One is factor investing: “Traditionally, econometric—linear regression—methods have been deployed to find investment factors,” he says. “There is no reason to believe those factors must be linear, hence it is very likely that new factors will be found in the near future that respond to nonlinear effects.”

A second is portfolio construction. “Machine learning algorithms can model complex data structures much better than Markowitz-style solutions—and yield superior performance out-of-sample,” he says, referring to the mean-variance model of portfolio construction developed by Nobel laureate Harry Markowitz.

Finally, in using machine learning’s weaknesses against itself, and given the risk of finding spurious patterns in data, machine learning can also be used to detect false strategies, says López de Prado. “Most empirical discoveries in finance are false, particularly when they lack economic intuition. The culprit is backtest overfitting,” he says. “Machine learning can help determine the probability that an investment strategy is false.”

Ultimately, Medallion’s unprecedented profitability over the past three decades notwithstanding, it remains to be seen if machine learning and AI can outsmart the signal, and noise, that is the general market.

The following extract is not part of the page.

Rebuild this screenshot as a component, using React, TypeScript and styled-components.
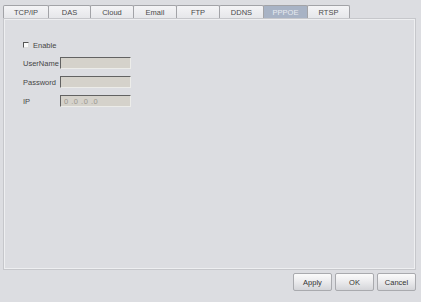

In the end, beating the collective wisdom of the crowds is much more difficult than recognizing faces or driving cars.

“My dog can recognize faces,” he says. “My teenage daughter speaks three languages. I would not entrust my savings to either of them.”

But the biggest test of just how “artificial” the artificial intelligence in machine learning is, will come when buying the dip – the one strategy that has so far always been profitable – no longer works. It is how the machines respond and adapt to a brave new world without correlation, or causation, backstops that will determine whether a mathematical representation of reality can ultimately outsmart reality itself.